After the terrible journey to Indian Territory the Ross faction was even hotter for revenge. On June 22, 1839, they made their move. Major Ridge, who was traveling in Arkansas, stopped at White Rock Creek to water his horse and was shot twelve times from ambush and killed.
Back in Indian Territory, his son, John Ridge, was dragged from his bed at his home and stabbed more than 20 times. Then his attackers walked on his corpse as a sign of contempt while his children watched.
Meanwhile, Major Ridge’s nephew, Elisa Boudinot (Buck Watie), was approached outside his home by two Cherokee men who wanted medicine from the Watie Store. As he turned toward the store, the men attacked him with a knife and hatchet, killing him. A friend who witnessed the attack sent a boy to the store to warn Elisa’s brother, Stand Watie, who fled to safety.
In 1842, Stand Watie killed one of the men who had murdered his uncle. In 1845, Stand Watie’s brother, Thomas Watie, was killed by the Ross faction. During the coming year there were more than 30 killings between the two factions.
Stand Watie was elected to the Cherokee Council in 1845 and served until 1861. He then served as Principal Chief from 1862 to 1866. During that time he also fought for the Confederates in the Civil War.
Watie and his Cherokee Mounted Rifles fought at Wilson’s Creek in 1861 and in 1862 at the Battle of Pea Ridge just across the line in Arkansas. Before the war was over they had fought in 18 battles and he had risen to the rank of brigadier general.
Stand Watie died in 1871 at the age of 65, having survived both the Blood Law “war” and the Civil War.
When Watie formed the Cherokee Mounted Rifles in 1861, he was chosen as colonel and his nephew Elisa Boudinot, Jr. was chosen as major. Elisa, Jr. was a lawyer, who successfully defended Watie on murder charges after one of the killings in the Blood Law war.
At the age of 25 he was elected as chairman of the Democratic State Committee in Arkansas. He also served as editor of the True Democrat. After the Civil War, he and his Uncle Stand went into business together. Elisa, Jr. died in 1890 at Fort Smith, Ark., and the news of his death made the New York Times.
John Rollin Ridge, who was the son of John Ridge and the grandson of Major Ridge, was 12 when he saw his father murdered. Afterward his mother took her sons to Fayetteville, Ark., where he grew up to study law.
But he didn’t forget his father’s murder and in 1849 he killed one of the murderers. He then fled to Springfield and after a short time joined with a group of young men headed to the gold fields of California.
John Rollin Ridge didn’t find gold, but he did find lasting fame in California. He worked as a newspaper editor and in 1854 he became the first Native American novelist when he published a popular fictional account of a California outlaw entitled “The Life and Adventures of Joaquin Murieta, the Celebrated California Bandit.” He died in that state in 1867.

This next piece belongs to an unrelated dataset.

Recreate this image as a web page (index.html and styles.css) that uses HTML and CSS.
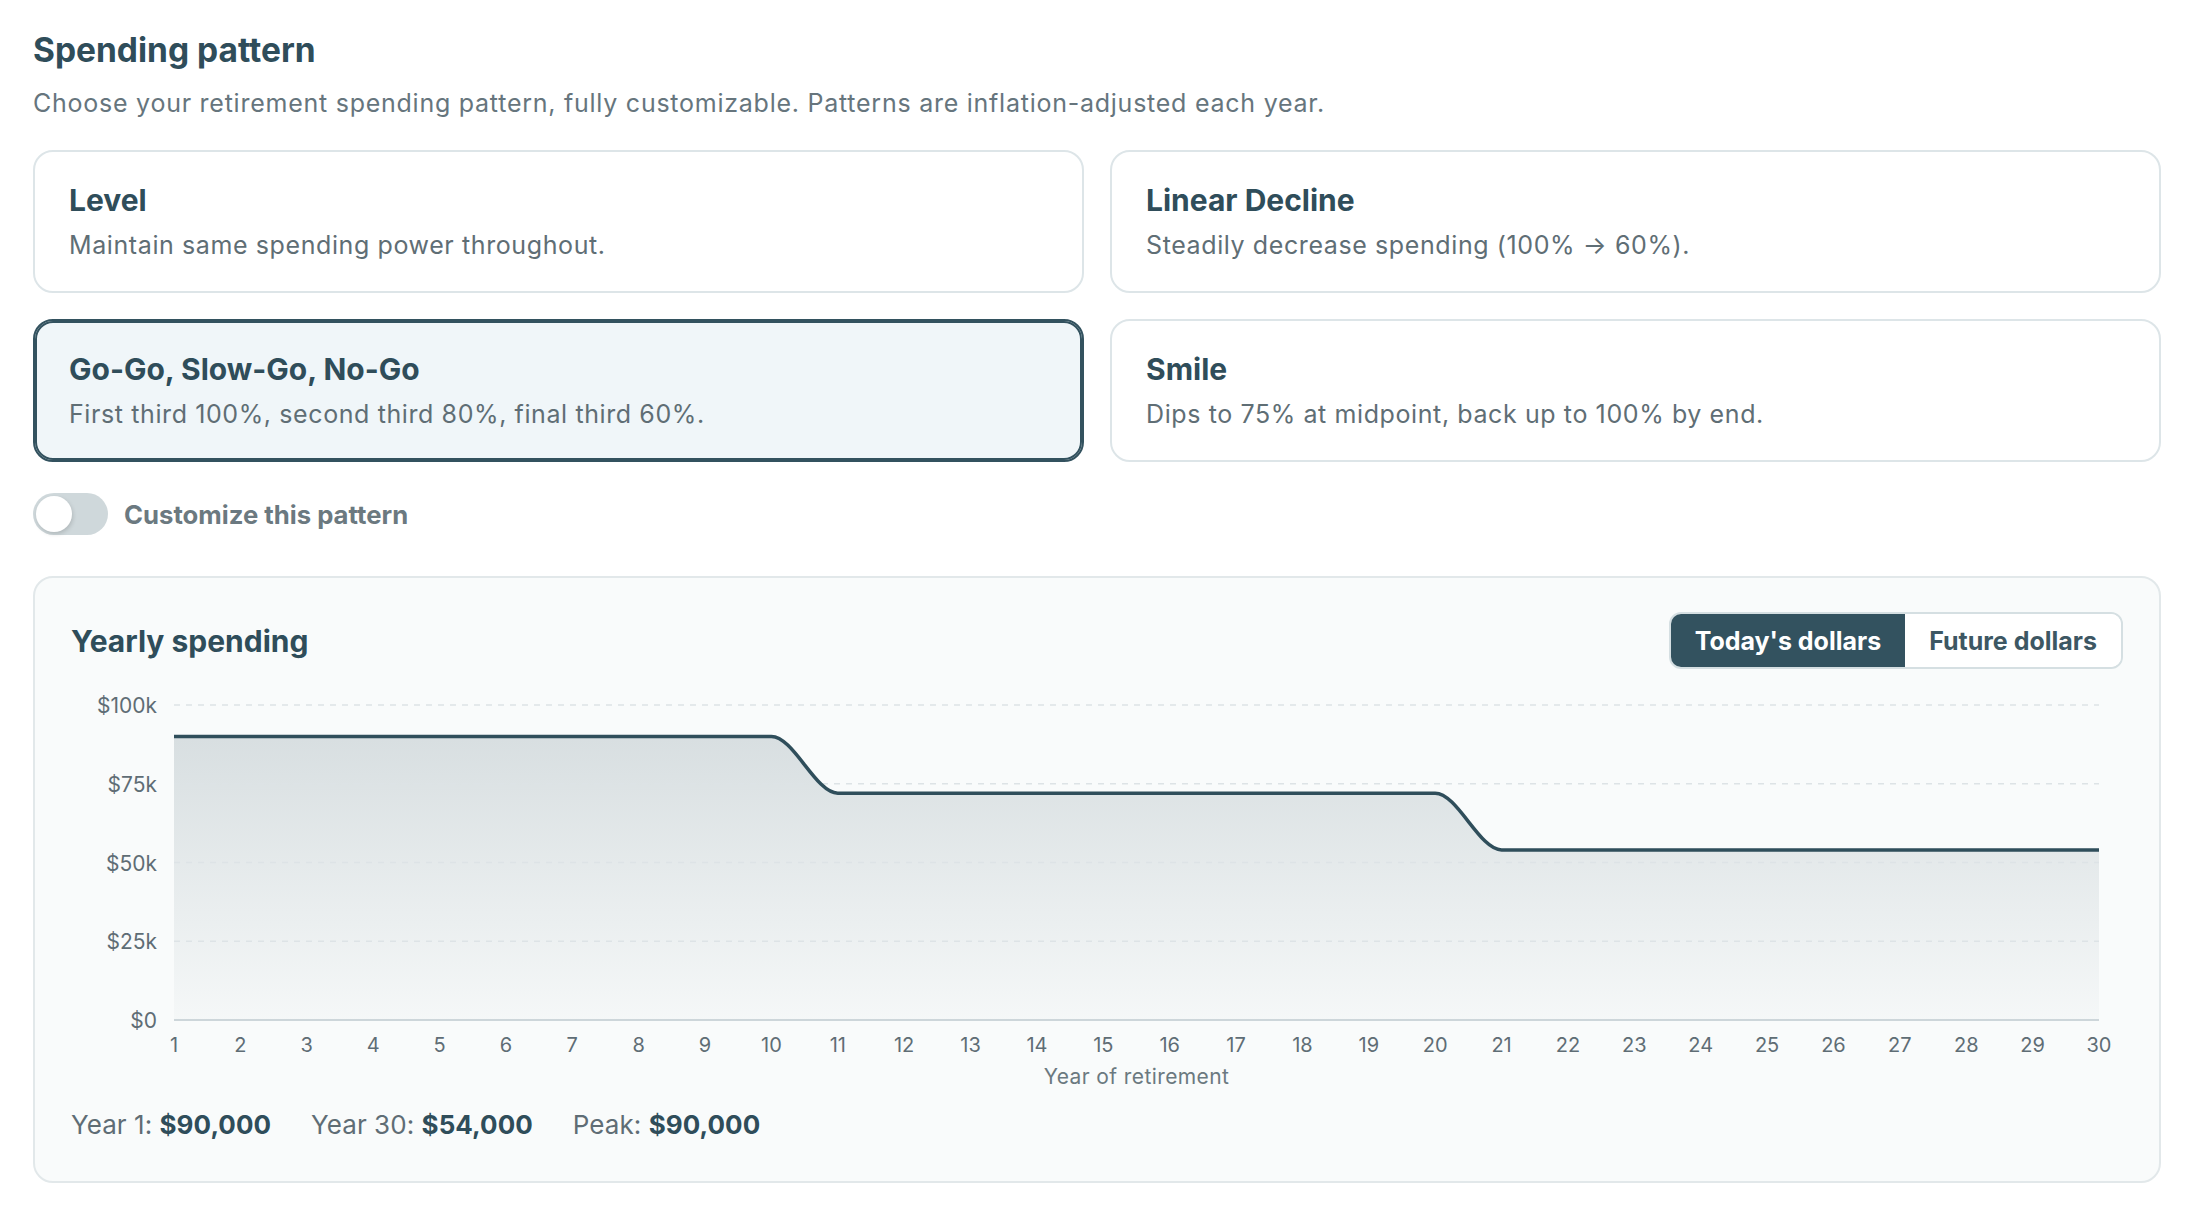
FILE: index.html
```html
<!DOCTYPE html>
<html lang="en">
<head>
    <meta charset="UTF-8">
    <meta name="viewport" content="width=device-width, initial-scale=1.0">
    <title>Spending pattern</title>
    <link rel="stylesheet" href="styles.css">
</head>
<body>
    <div class="page">
        <h2 class="section-title">Spending pattern</h2>
        <p class="section-desc">Choose your retirement spending pattern, fully customizable. Patterns are inflation-adjusted each year.</p>

        <div class="pattern-grid">
            <button class="pattern-card">
                <span class="pattern-name">Level</span>
                <span class="pattern-text">Maintain same spending power throughout.</span>
            </button>
            <button class="pattern-card">
                <span class="pattern-name">Linear Decline</span>
                <span class="pattern-text">Steadily decrease spending (100% → 60%).</span>
            </button>
            <button class="pattern-card selected">
                <span class="pattern-name">Go-Go, Slow-Go, No-Go</span>
                <span class="pattern-text">First third 100%, second third 80%, final third 60%.</span>
            </button>
            <button class="pattern-card">
                <span class="pattern-name">Smile</span>
                <span class="pattern-text">Dips to 75% at midpoint, back up to 100% by end.</span>
            </button>
        </div>

        <label class="toggle-row">
            <span class="switch"><span class="knob"></span></span>
            <span class="toggle-label">Customize this pattern</span>
        </label>

        <div class="chart-card">
            <div class="chart-header">
                <h3 class="chart-title">Yearly spending</h3>
                <div class="segmented">
                    <button class="seg-btn active">Today's dollars</button>
                    <button class="seg-btn">Future dollars</button>
                </div>
            </div>

            <svg class="chart" viewBox="0 0 2052 415" width="2052" height="415">
                <defs>
                    <linearGradient id="areaFill" x1="0" y1="24" x2="0" y2="339" gradientUnits="userSpaceOnUse">
                        <stop offset="0" stop-color="#2f4e5b" stop-opacity="0.18"/>
                        <stop offset="1" stop-color="#2f4e5b" stop-opacity="0.02"/>
                    </linearGradient>
                </defs>

                <!-- area + line, years 1-30 -->
                <path class="area" d="M103,55.5 H700.41 C722.54,55.5 744.66,112.2 766.79,112.2 H1364.21 C1386.34,112.2 1408.46,168.9 1430.59,168.9 H2028 V339 H103 Z"/>

                <g class="grid">
                    <line x1="103" x2="2028" y1="24" y2="24"/>
                    <line x1="103" x2="2028" y1="102.75" y2="102.75"/>
                    <line x1="103" x2="2028" y1="181.5" y2="181.5"/>
                    <line x1="103" x2="2028" y1="260.25" y2="260.25"/>
                </g>
                <line class="axis" x1="103" x2="2028" y1="339" y2="339"/>

                <path class="line" d="M103,55.5 H700.41 C722.54,55.5 744.66,112.2 766.79,112.2 H1364.21 C1386.34,112.2 1408.46,168.9 1430.59,168.9 H2028"/>

                <g class="y-labels">
                    <text x="86" y="32">$100k</text>
                    <text x="86" y="110.75">$75k</text>
                    <text x="86" y="189.5">$50k</text>
                    <text x="86" y="268.25">$25k</text>
                    <text x="86" y="347">$0</text>
                </g>

                <g class="x-labels">
                    <text x="103" y="371">1</text>
                    <text x="169.38" y="371">2</text>
                    <text x="235.76" y="371">3</text>
                    <text x="302.14" y="371">4</text>
                    <text x="368.52" y="371">5</text>
                    <text x="434.9" y="371">6</text>
                    <text x="501.28" y="371">7</text>
                    <text x="567.66" y="371">8</text>
                    <text x="634.03" y="371">9</text>
                    <text x="700.41" y="371">10</text>
                    <text x="766.79" y="371">11</text>
                    <text x="833.17" y="371">12</text>
                    <text x="899.55" y="371">13</text>
                    <text x="965.93" y="371">14</text>
                    <text x="1032.31" y="371">15</text>
                    <text x="1098.69" y="371">16</text>
                    <text x="1165.07" y="371">17</text>
                    <text x="1231.45" y="371">18</text>
                    <text x="1297.83" y="371">19</text>
                    <text x="1364.21" y="371">20</text>
                    <text x="1430.59" y="371">21</text>
                    <text x="1496.97" y="371">22</text>
                    <text x="1563.34" y="371">23</text>
                    <text x="1629.72" y="371">24</text>
                    <text x="1696.1" y="371">25</text>
                    <text x="1762.48" y="371">26</text>
                    <text x="1828.86" y="371">27</text>
                    <text x="1895.24" y="371">28</text>
                    <text x="1961.62" y="371">29</text>
                    <text x="2028" y="371">30</text>
                </g>
                <text class="x-title" x="1065.5" y="403">Year of retirement</text>
            </svg>

            <div class="chart-summary">
                <span>Year 1: <strong>$90,000</strong></span>
                <span>Year 30: <strong>$54,000</strong></span>
                <span>Peak: <strong>$90,000</strong></span>
            </div>
        </div>
    </div>
</body>
</html>
```

FILE: styles.css
```css
body {
    margin: 0;
    background: #fff;
    font-family: Inter, "Noto Sans", Arial, sans-serif;
    color: #2f4d5a;
}

.page {
    padding: 30px 29px 30px 33px;
}

.section-title {
    margin: 0;
    font-size: 33.5px;
    line-height: 40px;
    font-weight: 700;
    color: #2f4d5a;
}

.section-desc {
    margin: 15px 0 0;
    font-size: 25px;
    line-height: 36px;
    letter-spacing: 0.75px;
    color: #66757d;
}

.pattern-grid {
    display: grid;
    grid-template-columns: 1fr 1fr;
    gap: 26px;
    margin-top: 29px;
}

.pattern-card {
    display: flex;
    flex-direction: column;
    gap: 9px;
    height: 143px;
    padding: 30px 34px 28px;
    box-sizing: border-box;
    background: #fff;
    border: 2px solid #dde5e8;
    border-radius: 20px;
    text-align: left;
    font-family: inherit;
    cursor: pointer;
}

.pattern-card.selected {
    background: #f0f6f9;
    border-color: #33525f;
    box-shadow: inset 0 0 0 2px #33525f;
}

.pattern-name {
    font-size: 30px;
    line-height: 36px;
    font-weight: 700;
    color: #2f4d5a;
}

.pattern-text {
    font-size: 25px;
    line-height: 36px;
    letter-spacing: 0.6px;
    color: #5f6e75;
}

.toggle-row {
    display: flex;
    align-items: center;
    gap: 16px;
    margin-top: 31px;
    cursor: pointer;
}

.switch {
    position: relative;
    width: 75px;
    height: 42px;
    border-radius: 21px;
    background: #cfd8db;
}

.knob {
    position: absolute;
    left: 3px;
    top: 3px;
    width: 36px;
    height: 36px;
    border-radius: 50%;
    background: #fff;
    box-shadow: 1px 2px 4px rgba(0,0,0,0.15);
}

.toggle-label {
    font-size: 25.7px;
    font-weight: 700;
    color: #6b7980;
}

.chart-card {
    margin-top: 41px;
    padding: 34px 36px 37px;
    background: #f9fbfb;
    border: 2px solid #e2e8ea;
    border-radius: 20px;
}

.chart-header {
    display: flex;
    justify-content: space-between;
    align-items: center;
    height: 57px;
}

.chart-title {
    margin: 0;
    font-size: 30px;
    font-weight: 700;
    color: #2f4d5a;
}

.segmented {
    display: flex;
    border: 2px solid #d5dfe2;
    border-radius: 12px;
    overflow: hidden;
    background: #fff;
}

.seg-btn {
    height: 53px;
    padding: 0 24px;
    border: none;
    background: #fff;
    font-family: inherit;
    font-size: 25px;
    font-weight: 700;
    color: #3d5763;
    cursor: pointer;
}

.seg-btn.active {
    background: #33525f;
    color: #fff;
}

.chart {
    display: block;
    width: 100%;
    height: 415px;
    margin-top: 12px;
    font-family: Inter, "Noto Sans", Arial, sans-serif;
}

.chart .area {
    fill: url(#areaFill);
}

.chart .grid line {
    stroke: #dde3e6;
    stroke-width: 1.5;
    stroke-dasharray: 6 6;
}

.chart .axis {
    stroke: #cdd6da;
    stroke-width: 2;
}

.chart .line {
    fill: none;
    stroke: #2f4e5b;
    stroke-width: 3.5;
}

.y-labels text {
    font-size: 21px;
    fill: #5f6d75;
    text-anchor: end;
}

.x-labels text {
    font-size: 20px;
    fill: #5f6d75;
    text-anchor: middle;
}

.x-title {
    font-size: 21px;
    letter-spacing: 0.4px;
    fill: #6b7980;
    text-anchor: middle;
}

.chart-summary {
    display: flex;
    gap: 40px;
    margin-top: 9px;
    font-size: 26px;
    line-height: 39px;
    letter-spacing: 0.05px;
    color: #5f6d75;
}

.chart-summary strong {
    color: #2f4d5a;
    font-weight: 700;
}
```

John Rolling Ridge had a brother named Aeneas Ridge who was a very young boy when his father was murdered. As an adult, Aeneas married a white woman who was kin to the John Danforth and William C. Price families in the Springfield area. William Price had served as the U.S. Treasurer under President James Buchanan and the Danforths were a prominent Greene County family.
After his father’s death, Aeneas grew up in Arkansas where he would practice medicine until his early death at the age of 25.
One of his sons, Aeneas Ridge, Jr. was born the same year his father died. He and his mother lived for a while with the Danforths near Springfield. When Aeneas, Jr. was 10, he lived for a time with his great-uncle, Stand Watie. As a young man he became a school teacher in Indian Territory.
On July 10, 1882, while drinking with friends on the Grand River, he shot a black man. He was arrested but skipped bail and fled to the Ozarks where he worked for his mother’s cousin, Joe Danforth, at his mill on Petelo Creek in Christian County. On June 12, 1883, Special U.S. Deputy Marshal J.G. White of Greenfield, and three others approached the mill under cover of the surrounding woods.
When the posse announced themselves, Aeneas Jr. pulled out his revolver and began firing. The posse returned fire and Aeneas Jr.’s life ended at 23 years.
In August, a grand jury convened in Christian County issued murder warrants for the posse members. The resulting trial in Ozark in March of 1884 included the victim’s cousin, Elias Boudinot, Jr., working with the prosecution, but the jury acquitted the posse.
While Aeneas Jr. did not die because of the Blood Law, his was the last in a series of killings that plagued the Ridge family through several generations.